> _Instructions to follow_
Identify all lines below that hold "React" and collect them.

> _Records for this task_
■ ■ ■
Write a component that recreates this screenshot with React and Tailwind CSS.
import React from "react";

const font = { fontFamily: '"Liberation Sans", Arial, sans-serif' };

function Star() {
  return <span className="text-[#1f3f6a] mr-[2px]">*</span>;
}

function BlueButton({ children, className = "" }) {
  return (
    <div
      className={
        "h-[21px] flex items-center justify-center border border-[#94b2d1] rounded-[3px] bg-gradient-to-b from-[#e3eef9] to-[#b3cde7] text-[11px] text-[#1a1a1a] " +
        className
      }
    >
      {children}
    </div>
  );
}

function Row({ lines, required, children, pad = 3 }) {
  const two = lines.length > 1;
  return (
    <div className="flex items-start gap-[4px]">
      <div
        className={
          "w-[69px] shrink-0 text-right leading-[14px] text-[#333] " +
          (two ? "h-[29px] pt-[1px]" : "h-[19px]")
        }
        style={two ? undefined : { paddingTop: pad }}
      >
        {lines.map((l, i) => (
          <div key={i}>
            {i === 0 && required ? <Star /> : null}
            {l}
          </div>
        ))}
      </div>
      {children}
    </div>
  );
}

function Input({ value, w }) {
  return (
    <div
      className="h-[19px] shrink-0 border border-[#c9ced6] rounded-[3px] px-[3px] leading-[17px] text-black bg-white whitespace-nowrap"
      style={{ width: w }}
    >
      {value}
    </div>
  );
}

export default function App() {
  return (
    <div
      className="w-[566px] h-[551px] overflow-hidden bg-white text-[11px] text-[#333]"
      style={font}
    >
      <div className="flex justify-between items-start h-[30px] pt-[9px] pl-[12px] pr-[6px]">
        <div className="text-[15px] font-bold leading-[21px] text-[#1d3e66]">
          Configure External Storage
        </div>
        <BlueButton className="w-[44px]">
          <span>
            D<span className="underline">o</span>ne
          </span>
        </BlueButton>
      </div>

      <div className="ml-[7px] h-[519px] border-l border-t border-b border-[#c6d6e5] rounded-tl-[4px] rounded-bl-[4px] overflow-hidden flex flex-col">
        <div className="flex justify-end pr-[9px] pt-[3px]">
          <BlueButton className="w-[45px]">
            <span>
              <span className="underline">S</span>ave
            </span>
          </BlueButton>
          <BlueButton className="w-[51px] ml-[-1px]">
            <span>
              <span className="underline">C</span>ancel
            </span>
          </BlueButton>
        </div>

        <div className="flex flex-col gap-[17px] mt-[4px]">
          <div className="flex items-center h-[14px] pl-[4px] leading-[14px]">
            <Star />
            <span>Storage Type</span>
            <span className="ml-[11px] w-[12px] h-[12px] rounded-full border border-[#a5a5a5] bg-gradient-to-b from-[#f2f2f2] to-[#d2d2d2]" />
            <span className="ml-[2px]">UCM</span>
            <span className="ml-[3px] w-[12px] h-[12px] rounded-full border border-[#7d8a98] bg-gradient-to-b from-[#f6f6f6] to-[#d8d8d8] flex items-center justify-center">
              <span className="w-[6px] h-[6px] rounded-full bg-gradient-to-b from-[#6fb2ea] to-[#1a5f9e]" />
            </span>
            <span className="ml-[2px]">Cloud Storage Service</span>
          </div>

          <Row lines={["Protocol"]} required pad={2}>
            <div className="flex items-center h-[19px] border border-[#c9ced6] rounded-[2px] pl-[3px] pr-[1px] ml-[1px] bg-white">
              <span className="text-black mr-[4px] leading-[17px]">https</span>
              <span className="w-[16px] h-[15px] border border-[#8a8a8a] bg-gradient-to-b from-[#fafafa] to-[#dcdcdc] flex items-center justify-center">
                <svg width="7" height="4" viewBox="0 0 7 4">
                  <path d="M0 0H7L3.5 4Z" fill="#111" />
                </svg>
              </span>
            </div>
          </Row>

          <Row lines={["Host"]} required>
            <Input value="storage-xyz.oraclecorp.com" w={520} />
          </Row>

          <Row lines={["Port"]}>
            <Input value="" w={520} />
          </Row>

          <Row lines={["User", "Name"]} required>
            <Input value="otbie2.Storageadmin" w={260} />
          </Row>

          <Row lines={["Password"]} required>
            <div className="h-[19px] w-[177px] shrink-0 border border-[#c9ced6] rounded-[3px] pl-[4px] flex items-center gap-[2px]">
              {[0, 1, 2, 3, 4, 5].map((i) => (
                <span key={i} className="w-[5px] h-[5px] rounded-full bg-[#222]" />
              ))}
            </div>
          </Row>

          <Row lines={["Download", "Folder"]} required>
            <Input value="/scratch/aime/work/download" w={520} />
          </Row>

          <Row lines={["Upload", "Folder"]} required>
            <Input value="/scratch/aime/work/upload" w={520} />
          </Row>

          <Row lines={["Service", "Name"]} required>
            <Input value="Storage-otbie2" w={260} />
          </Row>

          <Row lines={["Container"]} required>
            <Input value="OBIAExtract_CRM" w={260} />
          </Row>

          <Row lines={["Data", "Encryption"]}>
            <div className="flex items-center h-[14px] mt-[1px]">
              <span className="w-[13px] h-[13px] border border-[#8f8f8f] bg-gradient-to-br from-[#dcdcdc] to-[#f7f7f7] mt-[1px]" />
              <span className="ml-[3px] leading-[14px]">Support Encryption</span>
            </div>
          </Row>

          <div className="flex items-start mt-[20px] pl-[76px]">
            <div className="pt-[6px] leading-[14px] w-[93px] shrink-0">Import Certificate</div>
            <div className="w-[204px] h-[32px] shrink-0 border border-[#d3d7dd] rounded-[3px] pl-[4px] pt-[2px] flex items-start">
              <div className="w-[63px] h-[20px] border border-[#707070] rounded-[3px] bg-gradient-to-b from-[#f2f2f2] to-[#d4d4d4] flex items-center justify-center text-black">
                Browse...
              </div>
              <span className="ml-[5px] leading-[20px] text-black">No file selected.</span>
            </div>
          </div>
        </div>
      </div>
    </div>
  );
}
■ ■ ■
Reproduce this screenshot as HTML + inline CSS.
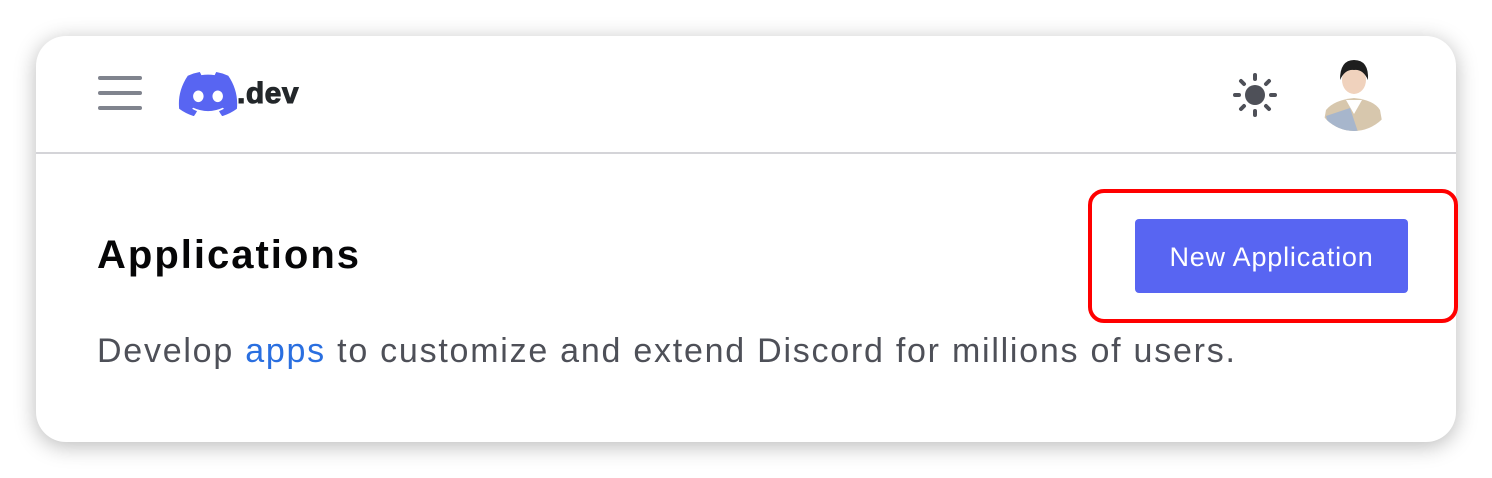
■ ■ ■
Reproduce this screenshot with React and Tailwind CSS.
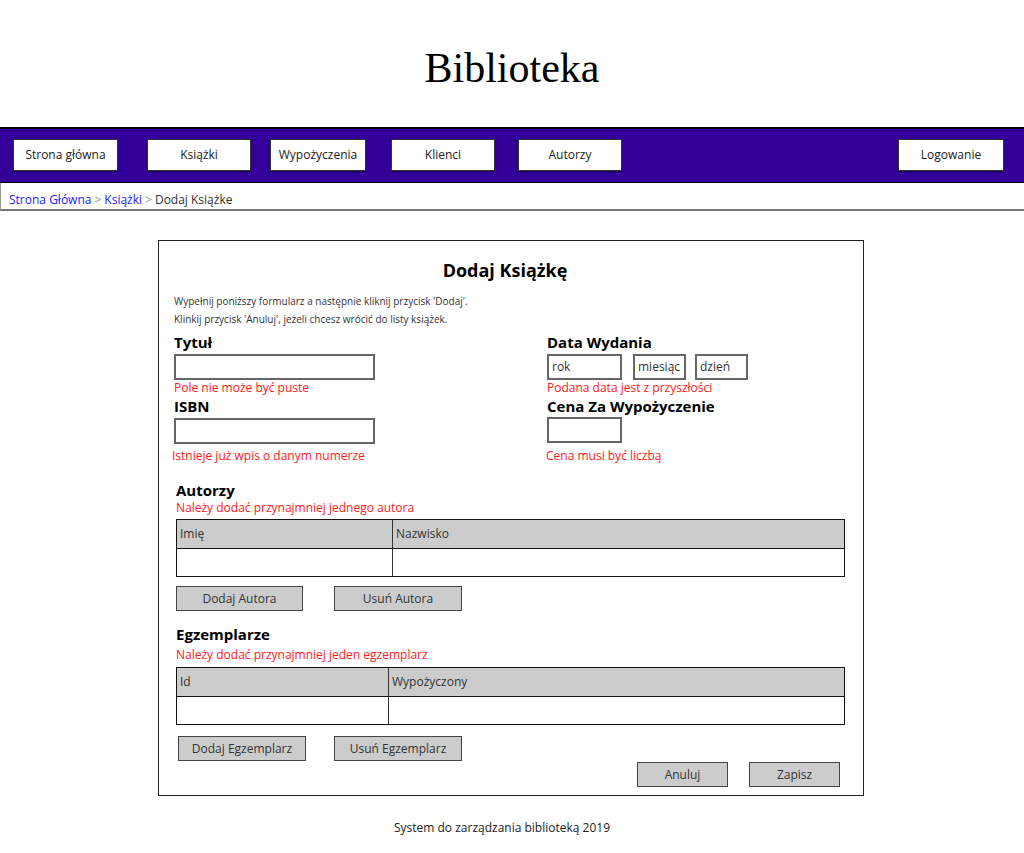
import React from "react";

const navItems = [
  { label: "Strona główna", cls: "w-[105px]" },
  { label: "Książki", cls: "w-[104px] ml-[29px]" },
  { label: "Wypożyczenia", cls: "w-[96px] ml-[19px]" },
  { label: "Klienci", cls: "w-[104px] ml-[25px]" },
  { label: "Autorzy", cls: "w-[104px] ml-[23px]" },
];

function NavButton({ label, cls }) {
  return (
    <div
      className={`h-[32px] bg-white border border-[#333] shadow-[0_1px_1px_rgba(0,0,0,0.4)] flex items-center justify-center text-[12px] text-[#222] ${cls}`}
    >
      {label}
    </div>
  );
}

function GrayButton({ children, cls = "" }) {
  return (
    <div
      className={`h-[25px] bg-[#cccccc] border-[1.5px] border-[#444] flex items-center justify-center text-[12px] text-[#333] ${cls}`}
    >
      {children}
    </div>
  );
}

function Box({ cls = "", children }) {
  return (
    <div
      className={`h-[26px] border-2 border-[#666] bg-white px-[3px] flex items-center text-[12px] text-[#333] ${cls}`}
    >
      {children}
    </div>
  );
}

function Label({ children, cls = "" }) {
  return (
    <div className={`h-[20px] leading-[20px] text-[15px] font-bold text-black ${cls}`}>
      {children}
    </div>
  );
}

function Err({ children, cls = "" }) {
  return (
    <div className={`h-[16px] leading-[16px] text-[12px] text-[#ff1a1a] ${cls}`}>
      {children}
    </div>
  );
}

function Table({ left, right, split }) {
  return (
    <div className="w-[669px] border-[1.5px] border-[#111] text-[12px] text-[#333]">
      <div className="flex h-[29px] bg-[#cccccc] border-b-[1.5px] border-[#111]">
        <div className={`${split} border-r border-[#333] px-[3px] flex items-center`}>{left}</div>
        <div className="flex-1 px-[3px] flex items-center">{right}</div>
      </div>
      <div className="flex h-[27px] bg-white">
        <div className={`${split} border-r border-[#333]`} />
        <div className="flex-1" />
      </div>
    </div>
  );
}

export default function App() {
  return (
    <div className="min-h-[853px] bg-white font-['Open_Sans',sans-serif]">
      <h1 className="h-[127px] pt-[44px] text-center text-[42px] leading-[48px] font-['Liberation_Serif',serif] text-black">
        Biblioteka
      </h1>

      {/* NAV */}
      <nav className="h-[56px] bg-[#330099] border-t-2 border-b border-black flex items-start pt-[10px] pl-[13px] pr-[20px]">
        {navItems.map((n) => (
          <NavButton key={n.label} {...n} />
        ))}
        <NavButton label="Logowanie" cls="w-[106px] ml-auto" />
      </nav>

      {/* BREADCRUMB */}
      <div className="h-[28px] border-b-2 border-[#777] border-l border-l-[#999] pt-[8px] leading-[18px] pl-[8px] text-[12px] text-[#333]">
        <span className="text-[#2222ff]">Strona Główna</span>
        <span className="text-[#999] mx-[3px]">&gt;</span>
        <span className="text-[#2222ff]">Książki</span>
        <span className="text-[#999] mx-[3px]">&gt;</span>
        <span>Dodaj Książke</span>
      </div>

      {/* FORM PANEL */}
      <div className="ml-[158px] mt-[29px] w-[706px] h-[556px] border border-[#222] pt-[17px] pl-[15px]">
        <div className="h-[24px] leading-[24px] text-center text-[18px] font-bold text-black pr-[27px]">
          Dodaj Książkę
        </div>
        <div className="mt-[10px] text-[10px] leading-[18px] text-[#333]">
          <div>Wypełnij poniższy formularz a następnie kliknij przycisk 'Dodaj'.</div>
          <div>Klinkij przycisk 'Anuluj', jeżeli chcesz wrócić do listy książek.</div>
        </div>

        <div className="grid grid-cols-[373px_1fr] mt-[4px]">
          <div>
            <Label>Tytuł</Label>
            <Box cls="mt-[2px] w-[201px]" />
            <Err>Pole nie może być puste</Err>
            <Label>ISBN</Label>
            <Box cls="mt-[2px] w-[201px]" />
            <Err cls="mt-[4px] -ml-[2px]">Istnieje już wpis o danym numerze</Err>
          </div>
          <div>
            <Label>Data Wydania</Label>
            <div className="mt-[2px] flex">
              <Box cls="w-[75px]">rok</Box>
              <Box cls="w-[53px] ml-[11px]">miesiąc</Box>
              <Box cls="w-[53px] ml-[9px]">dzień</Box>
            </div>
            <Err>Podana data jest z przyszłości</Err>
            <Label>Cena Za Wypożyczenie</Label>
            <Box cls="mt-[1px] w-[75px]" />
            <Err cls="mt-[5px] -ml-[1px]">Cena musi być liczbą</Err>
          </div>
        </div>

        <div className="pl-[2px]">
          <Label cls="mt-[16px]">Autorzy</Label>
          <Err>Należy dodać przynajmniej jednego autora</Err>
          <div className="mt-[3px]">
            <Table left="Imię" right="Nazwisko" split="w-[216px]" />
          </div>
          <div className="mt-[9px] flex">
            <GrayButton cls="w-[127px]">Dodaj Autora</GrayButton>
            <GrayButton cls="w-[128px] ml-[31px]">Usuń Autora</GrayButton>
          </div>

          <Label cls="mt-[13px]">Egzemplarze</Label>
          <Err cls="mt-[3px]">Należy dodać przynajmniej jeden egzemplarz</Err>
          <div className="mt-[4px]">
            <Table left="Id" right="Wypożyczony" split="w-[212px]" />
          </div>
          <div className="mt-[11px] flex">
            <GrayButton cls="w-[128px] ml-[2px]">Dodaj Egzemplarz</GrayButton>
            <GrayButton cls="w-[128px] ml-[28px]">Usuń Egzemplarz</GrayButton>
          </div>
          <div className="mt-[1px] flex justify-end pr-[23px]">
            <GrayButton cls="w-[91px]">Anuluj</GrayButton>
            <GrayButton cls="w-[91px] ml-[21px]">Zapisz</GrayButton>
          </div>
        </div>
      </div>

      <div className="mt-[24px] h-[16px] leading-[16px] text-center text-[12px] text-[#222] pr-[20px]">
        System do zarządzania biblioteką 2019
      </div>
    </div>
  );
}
■ ■ ■
> _Full solution_
Write a component that recreates this screenshot with React and Tailwind CSS.
import React from "react";
Reproduce this screenshot with React and Tailwind CSS.
import React from "react";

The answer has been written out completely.